- [DATA TO USE]
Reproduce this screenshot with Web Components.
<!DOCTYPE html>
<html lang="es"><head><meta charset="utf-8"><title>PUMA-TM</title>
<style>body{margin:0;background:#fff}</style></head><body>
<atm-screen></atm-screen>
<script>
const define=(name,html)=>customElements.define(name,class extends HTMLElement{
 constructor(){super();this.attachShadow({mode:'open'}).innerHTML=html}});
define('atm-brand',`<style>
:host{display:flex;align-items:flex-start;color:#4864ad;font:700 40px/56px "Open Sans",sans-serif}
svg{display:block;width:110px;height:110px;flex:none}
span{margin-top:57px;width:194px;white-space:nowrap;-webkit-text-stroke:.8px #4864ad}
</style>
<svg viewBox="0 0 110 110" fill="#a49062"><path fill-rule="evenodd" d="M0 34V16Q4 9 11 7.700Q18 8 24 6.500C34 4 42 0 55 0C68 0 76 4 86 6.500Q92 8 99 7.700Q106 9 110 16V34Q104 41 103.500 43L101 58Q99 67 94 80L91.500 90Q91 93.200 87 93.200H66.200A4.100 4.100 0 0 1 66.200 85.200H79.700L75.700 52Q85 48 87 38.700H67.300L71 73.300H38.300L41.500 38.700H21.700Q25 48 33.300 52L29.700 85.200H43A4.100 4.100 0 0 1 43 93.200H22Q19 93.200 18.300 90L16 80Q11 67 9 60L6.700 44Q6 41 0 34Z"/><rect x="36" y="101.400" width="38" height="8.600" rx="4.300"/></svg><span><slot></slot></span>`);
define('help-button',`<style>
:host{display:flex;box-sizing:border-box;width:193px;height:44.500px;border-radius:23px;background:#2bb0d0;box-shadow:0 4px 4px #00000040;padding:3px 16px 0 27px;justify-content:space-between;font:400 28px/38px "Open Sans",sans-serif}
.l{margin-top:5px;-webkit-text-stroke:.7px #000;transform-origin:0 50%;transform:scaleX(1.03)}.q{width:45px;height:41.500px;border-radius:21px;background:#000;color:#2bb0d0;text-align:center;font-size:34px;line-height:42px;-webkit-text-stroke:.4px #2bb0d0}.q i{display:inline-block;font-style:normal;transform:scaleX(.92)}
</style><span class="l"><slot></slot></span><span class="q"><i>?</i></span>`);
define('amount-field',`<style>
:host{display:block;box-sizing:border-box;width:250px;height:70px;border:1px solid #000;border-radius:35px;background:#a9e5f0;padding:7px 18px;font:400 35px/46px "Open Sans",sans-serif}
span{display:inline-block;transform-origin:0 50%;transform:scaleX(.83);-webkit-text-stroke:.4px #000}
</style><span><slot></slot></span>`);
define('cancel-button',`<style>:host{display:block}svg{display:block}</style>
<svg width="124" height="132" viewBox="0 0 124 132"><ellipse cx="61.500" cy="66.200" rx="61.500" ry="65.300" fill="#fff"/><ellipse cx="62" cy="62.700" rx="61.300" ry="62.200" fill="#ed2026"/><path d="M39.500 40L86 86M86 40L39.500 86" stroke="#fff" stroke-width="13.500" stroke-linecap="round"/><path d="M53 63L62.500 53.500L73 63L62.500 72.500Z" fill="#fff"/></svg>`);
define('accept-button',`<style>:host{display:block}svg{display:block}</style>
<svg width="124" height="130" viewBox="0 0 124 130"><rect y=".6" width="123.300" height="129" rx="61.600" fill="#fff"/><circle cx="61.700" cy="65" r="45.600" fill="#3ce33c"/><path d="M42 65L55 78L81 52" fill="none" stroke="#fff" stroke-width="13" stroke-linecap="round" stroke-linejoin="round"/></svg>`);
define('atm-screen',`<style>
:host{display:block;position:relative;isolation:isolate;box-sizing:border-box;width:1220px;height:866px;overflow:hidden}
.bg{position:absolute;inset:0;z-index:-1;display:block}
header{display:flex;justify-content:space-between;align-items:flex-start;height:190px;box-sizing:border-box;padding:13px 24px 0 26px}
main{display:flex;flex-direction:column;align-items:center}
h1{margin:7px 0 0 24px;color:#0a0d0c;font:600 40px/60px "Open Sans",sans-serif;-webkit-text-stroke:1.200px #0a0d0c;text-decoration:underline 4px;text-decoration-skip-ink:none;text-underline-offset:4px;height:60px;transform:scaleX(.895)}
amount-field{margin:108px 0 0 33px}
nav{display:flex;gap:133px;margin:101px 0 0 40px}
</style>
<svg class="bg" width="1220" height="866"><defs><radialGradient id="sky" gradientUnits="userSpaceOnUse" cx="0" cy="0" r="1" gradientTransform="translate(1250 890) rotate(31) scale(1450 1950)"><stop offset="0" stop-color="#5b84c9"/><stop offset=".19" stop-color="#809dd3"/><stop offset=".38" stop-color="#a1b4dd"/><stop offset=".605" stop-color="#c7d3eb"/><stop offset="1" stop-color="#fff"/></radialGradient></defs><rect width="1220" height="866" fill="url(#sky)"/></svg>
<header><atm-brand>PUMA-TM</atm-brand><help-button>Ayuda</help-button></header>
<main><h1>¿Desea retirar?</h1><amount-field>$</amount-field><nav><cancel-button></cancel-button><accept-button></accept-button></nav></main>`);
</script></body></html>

...

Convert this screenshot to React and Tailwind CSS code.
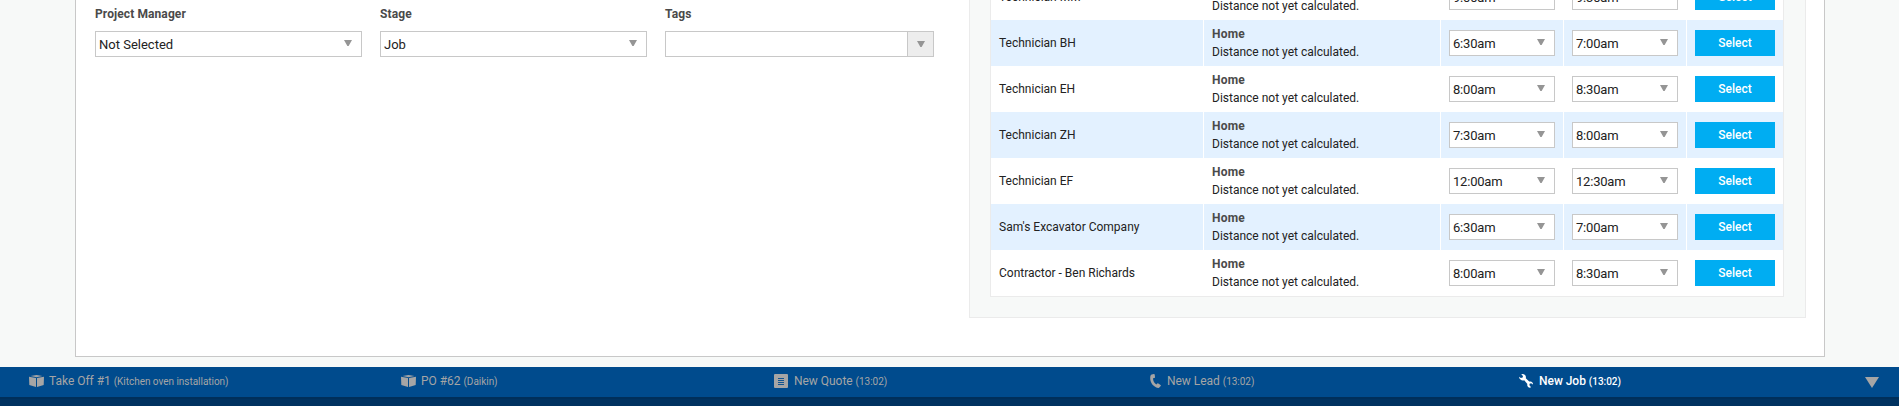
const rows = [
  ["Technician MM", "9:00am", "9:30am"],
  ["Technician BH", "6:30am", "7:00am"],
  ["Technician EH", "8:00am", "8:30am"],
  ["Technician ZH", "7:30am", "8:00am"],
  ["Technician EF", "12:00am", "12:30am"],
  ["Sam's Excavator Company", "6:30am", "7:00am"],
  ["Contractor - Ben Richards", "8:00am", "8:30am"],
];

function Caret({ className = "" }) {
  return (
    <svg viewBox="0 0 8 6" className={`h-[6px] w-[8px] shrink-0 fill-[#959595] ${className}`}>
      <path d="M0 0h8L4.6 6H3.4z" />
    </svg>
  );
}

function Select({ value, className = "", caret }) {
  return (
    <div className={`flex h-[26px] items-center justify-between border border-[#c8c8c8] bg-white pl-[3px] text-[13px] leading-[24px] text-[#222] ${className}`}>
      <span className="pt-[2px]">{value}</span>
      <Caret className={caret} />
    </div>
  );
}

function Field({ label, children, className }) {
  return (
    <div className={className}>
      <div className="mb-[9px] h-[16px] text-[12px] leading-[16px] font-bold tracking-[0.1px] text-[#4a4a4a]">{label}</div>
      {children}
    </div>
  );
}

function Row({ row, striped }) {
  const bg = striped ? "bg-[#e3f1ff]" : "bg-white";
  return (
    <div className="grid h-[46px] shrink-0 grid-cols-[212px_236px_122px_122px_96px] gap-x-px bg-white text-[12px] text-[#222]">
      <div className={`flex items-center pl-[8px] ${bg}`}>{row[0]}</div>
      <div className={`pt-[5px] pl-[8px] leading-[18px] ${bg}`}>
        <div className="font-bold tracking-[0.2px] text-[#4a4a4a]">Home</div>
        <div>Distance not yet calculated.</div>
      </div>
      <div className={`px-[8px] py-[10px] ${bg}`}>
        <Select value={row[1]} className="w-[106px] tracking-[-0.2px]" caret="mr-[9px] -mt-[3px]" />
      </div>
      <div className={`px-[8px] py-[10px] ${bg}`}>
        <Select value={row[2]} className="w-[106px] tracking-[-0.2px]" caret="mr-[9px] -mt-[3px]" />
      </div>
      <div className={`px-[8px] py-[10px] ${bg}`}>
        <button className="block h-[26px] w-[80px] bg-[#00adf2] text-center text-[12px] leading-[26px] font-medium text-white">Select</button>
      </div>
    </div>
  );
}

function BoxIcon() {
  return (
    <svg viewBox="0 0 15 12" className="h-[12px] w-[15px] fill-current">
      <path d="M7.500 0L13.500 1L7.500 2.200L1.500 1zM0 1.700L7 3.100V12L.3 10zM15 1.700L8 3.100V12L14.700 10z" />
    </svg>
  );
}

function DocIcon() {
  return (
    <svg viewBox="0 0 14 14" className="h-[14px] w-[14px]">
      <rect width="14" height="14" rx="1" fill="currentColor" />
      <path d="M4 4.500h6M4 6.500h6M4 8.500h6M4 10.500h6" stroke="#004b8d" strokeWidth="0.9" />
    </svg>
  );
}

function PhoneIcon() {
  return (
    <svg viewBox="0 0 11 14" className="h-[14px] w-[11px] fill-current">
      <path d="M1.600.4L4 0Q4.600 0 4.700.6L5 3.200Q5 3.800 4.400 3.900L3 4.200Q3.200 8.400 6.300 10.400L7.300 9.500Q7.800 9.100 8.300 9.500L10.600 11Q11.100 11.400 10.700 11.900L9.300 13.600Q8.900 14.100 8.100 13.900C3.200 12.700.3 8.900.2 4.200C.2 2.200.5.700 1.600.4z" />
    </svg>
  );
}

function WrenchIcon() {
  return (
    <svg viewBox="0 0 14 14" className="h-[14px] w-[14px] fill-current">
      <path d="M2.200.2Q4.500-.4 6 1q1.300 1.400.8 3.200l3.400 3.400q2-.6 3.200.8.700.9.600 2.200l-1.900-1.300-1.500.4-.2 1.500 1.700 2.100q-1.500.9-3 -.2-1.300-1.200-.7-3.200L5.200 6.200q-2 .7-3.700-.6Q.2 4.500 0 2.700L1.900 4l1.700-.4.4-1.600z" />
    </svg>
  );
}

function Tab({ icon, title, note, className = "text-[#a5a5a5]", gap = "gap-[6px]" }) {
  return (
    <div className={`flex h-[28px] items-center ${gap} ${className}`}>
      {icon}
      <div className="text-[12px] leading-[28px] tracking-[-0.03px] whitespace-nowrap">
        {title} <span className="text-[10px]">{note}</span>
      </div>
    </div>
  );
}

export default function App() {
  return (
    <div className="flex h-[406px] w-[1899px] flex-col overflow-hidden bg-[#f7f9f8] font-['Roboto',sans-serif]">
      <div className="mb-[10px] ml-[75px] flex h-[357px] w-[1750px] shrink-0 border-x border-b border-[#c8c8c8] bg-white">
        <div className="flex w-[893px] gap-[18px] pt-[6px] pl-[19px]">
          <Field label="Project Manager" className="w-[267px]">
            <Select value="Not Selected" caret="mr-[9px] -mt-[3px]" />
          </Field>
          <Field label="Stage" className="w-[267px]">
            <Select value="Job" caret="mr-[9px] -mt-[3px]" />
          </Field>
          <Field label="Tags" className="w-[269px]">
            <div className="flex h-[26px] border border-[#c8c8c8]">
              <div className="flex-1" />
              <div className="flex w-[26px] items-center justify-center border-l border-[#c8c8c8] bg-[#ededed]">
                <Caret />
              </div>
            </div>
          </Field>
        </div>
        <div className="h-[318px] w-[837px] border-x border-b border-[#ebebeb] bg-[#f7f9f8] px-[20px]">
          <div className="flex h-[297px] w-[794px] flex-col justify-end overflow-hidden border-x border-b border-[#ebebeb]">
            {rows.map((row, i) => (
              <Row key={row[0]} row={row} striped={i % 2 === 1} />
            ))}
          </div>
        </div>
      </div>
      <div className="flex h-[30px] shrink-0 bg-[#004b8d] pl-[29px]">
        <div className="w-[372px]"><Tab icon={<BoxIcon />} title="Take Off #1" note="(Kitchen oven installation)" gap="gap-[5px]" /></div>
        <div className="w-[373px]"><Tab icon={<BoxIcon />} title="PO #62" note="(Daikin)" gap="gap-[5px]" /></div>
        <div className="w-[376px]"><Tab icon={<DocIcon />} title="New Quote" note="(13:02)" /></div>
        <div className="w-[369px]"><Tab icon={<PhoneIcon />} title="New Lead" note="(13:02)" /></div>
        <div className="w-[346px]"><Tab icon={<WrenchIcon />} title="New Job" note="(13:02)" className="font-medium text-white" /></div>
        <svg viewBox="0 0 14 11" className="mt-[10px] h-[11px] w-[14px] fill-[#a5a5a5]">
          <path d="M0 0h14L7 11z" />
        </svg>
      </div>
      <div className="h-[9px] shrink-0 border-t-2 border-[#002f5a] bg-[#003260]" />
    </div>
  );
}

- [TASK INSTRUCTIONS]
Determine the number of lines where the string "this" occurs, and give that number only.

- [ANSWER TO THE TASK]
3